◆ Exercise aim: Leave the pictures out. Return all other data exactly.

◆ Data segment:
--------------------------------

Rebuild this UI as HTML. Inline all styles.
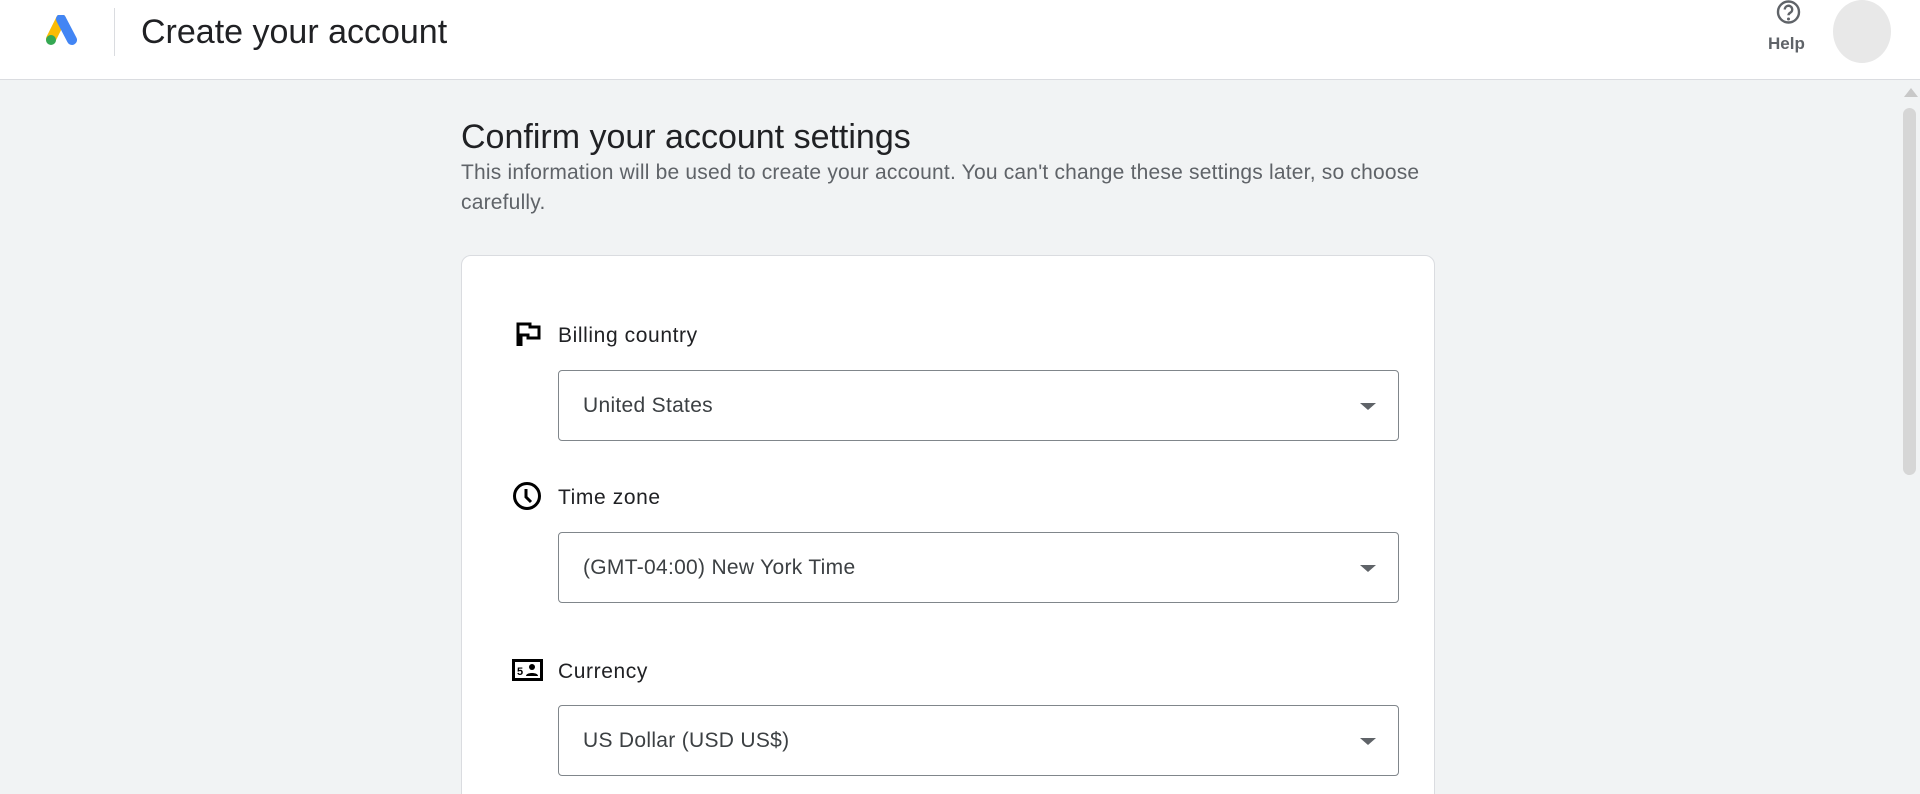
<!DOCTYPE html>
<html><head><style>
*{margin:0;padding:0;box-sizing:border-box}
html,body{width:1920px;height:794px;overflow:hidden}
body{background:#f1f3f4;font-family:"Liberation Sans",sans-serif;position:relative}
.hdr{position:absolute;left:0;top:0;width:1920px;height:80px;background:#fff;border-bottom:1px solid #dadce0}
.abs{position:absolute}
.card{position:absolute;left:461px;top:255px;width:974px;height:560px;background:#fff;border:1px solid #dadce0;border-radius:10px}
.lbl{position:absolute;left:558px;font-size:21px;letter-spacing:0.6px;color:#202124;line-height:24px}
.sel{position:absolute;left:558px;width:841px;height:71px;border:1px solid #80868b;border-radius:4px;background:#fff}
.sel span{position:absolute;left:24px;top:0;line-height:69px;font-size:21px;letter-spacing:0.3px;color:#3c4043}
.sel i{position:absolute;right:22px;top:32px;width:0;height:0;border-left:8px solid transparent;border-right:8px solid transparent;border-top:7px solid #5f6368}
</style></head><body>
<div class="hdr">
<svg class="abs" style="left:44px;top:15px" width="36" height="32" viewBox="0 0 36 32">
<path d="M17 4 L7 24" stroke="#fbbc04" stroke-width="10" stroke-linecap="round"/>
<path d="M17 4 L28 25" stroke="#4285f4" stroke-width="10" stroke-linecap="round"/>
<circle cx="7" cy="25" r="5" fill="#34a853"/>
</svg>
<div class="abs" style="left:114px;top:8px;width:1px;height:48px;background:#dadce0"></div>
<div class="abs" style="left:141px;top:12px;font-size:34px;color:#202124;line-height:40px">Create your account</div>
<svg class="abs" style="left:1775px;top:0" width="28" height="26" viewBox="0 0 28 26">
<circle cx="13.5" cy="12" r="10.5" fill="none" stroke="#5f6368" stroke-width="2.4"/>
<path d="M9.8 9.5a3.7 3.7 0 1 1 5.5 3.2c-1.2.7-1.8 1.3-1.8 2.6" fill="none" stroke="#5f6368" stroke-width="2.4"/>
<circle cx="13.5" cy="19" r="1.5" fill="#5f6368"/>
</svg>
<div class="abs" style="left:1768px;top:34px;font-size:17px;font-weight:bold;color:#5f6368">Help</div>
<div class="abs" style="left:1833px;top:0;width:58px;height:63px;border-radius:50%;background:#e8e8e8"></div>
</div>
<div class="abs" style="left:1904px;top:88px;width:0;height:0;border-left:7px solid transparent;border-right:7px solid transparent;border-bottom:9px solid #c8c8c8"></div>
<div class="abs" style="left:1903px;top:108px;width:13px;height:367px;border-radius:7px;background:#d6d6d6"></div>
<div class="abs" style="left:461px;top:117px;font-size:34px;color:#202124;line-height:40px">Confirm your account settings</div>
<div class="abs" style="left:461px;top:158px;width:985px;font-size:21px;letter-spacing:0.2px;color:#5f6368;line-height:30px">This information will be used to create your account. You can't change these settings later, so choose carefully.</div>
<div class="card"></div>
<svg class="abs" style="left:516px;top:322px" width="26" height="26" viewBox="0 0 26 26"><path d="M2 24V2h12v3h9v11H12v-3H5v11" fill="none" stroke="#000" stroke-width="3"/></svg>
<div class="lbl" style="top:324px">Billing country</div>
<div class="sel" style="top:370px"><span>United States</span><i></i></div>
<svg class="abs" style="left:512px;top:481px" width="30" height="30" viewBox="0 0 30 30"><circle cx="15" cy="15" r="12.5" fill="none" stroke="#000" stroke-width="3"/><path d="M14 8v8l5 5" fill="none" stroke="#000" stroke-width="3"/></svg>
<div class="lbl" style="top:486px">Time zone</div>
<div class="sel" style="top:532px"><span>(GMT-04:00) New York Time</span><i></i></div>
<svg class="abs" style="left:512px;top:659px" width="31" height="22" viewBox="0 0 31 22"><rect x="1.5" y="1.5" width="28" height="19" fill="none" stroke="#000" stroke-width="3"/><text x="5" y="16" font-size="11" font-weight="bold" font-family="Liberation Sans">5</text><circle cx="20" cy="8" r="3" fill="#000"/><path d="M14 17c0-4 12-4 12 0z" fill="#000"/></svg>
<div class="lbl" style="top:660px">Currency</div>
<div class="sel" style="top:705px"><span>US Dollar (USD US$)</span><i></i></div>
</body></html>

--------------------------------

◆ The output:
Rebuild this UI as HTML. Inline all styles.
<!DOCTYPE html>
<html><head><style>
*{margin:0;padding:0;box-sizing:border-box}
html,body{width:1920px;height:794px;overflow:hidden}
body{background:#f1f3f4;font-family:"Liberation Sans",sans-serif;position:relative}
.hdr{position:absolute;left:0;top:0;width:1920px;height:80px;background:#fff;border-bottom:1px solid #dadce0}
.abs{position:absolute}
.card{position:absolute;left:461px;top:255px;width:974px;height:560px;background:#fff;border:1px solid #dadce0;border-radius:10px}
.lbl{position:absolute;left:558px;font-size:21px;letter-spacing:0.6px;color:#202124;line-height:24px}
.sel{position:absolute;left:558px;width:841px;height:71px;border:1px solid #80868b;border-radius:4px;background:#fff}
.sel span{position:absolute;left:24px;top:0;line-height:69px;font-size:21px;letter-spacing:0.3px;color:#3c4043}
.sel i{position:absolute;right:22px;top:32px;width:0;height:0;border-left:8px solid transparent;border-right:8px solid transparent;border-top:7px solid #5f6368}
</style></head><body>
<div class="hdr">
<svg class="abs" style="left:44px;top:15px" width="36" height="32" viewBox="0 0 36 32">
<path d="M17 4 L7 24" stroke="#fbbc04" stroke-width="10" stroke-linecap="round"/>
<path d="M17 4 L28 25" stroke="#4285f4" stroke-width="10" stroke-linecap="round"/>
<circle cx="7" cy="25" r="5" fill="#34a853"/>
</svg>
<div class="abs" style="left:114px;top:8px;width:1px;height:48px;background:#dadce0"></div>
<div class="abs" style="left:141px;top:12px;font-size:34px;color:#202124;line-height:40px">Create your account</div>
<svg class="abs" style="left:1775px;top:0" width="28" height="26" viewBox="0 0 28 26">
<circle cx="13.5" cy="12" r="10.5" fill="none" stroke="#5f6368" stroke-width="2.4"/>
<path d="M9.8 9.5a3.7 3.7 0 1 1 5.5 3.2c-1.2.7-1.8 1.3-1.8 2.6" fill="none" stroke="#5f6368" stroke-width="2.4"/>
<circle cx="13.5" cy="19" r="1.5" fill="#5f6368"/>
</svg>
<div class="abs" style="left:1768px;top:34px;font-size:17px;font-weight:bold;color:#5f6368">Help</div>
<div class="abs" style="left:1833px;top:0;width:58px;height:63px;border-radius:50%;background:#e8e8e8"></div>
</div>
<div class="abs" style="left:1904px;top:88px;width:0;height:0;border-left:7px solid transparent;border-right:7px solid transparent;border-bottom:9px solid #c8c8c8"></div>
<div class="abs" style="left:1903px;top:108px;width:13px;height:367px;border-radius:7px;background:#d6d6d6"></div>
<div class="abs" style="left:461px;top:117px;font-size:34px;color:#202124;line-height:40px">Confirm your account settings</div>
<div class="abs" style="left:461px;top:158px;width:985px;font-size:21px;letter-spacing:0.2px;color:#5f6368;line-height:30px">This information will be used to create your account. You can't change these settings later, so choose carefully.</div>
<div class="card"></div>
<svg class="abs" style="left:516px;top:322px" width="26" height="26" viewBox="0 0 26 26"><path d="M2 24V2h12v3h9v11H12v-3H5v11" fill="none" stroke="#000" stroke-width="3"/></svg>
<div class="lbl" style="top:324px">Billing country</div>
<div class="sel" style="top:370px"><span>United States</span><i></i></div>
<svg class="abs" style="left:512px;top:481px" width="30" height="30" viewBox="0 0 30 30"><circle cx="15" cy="15" r="12.5" fill="none" stroke="#000" stroke-width="3"/><path d="M14 8v8l5 5" fill="none" stroke="#000" stroke-width="3"/></svg>
<div class="lbl" style="top:486px">Time zone</div>
<div class="sel" style="top:532px"><span>(GMT-04:00) New York Time</span><i></i></div>
<svg class="abs" style="left:512px;top:659px" width="31" height="22" viewBox="0 0 31 22"><rect x="1.5" y="1.5" width="28" height="19" fill="none" stroke="#000" stroke-width="3"/><text x="5" y="16" font-size="11" font-weight="bold" font-family="Liberation Sans">5</text><circle cx="20" cy="8" r="3" fill="#000"/><path d="M14 17c0-4 12-4 12 0z" fill="#000"/></svg>
<div class="lbl" style="top:660px">Currency</div>
<div class="sel" style="top:705px"><span>US Dollar (USD US$)</span><i></i></div>
</body></html>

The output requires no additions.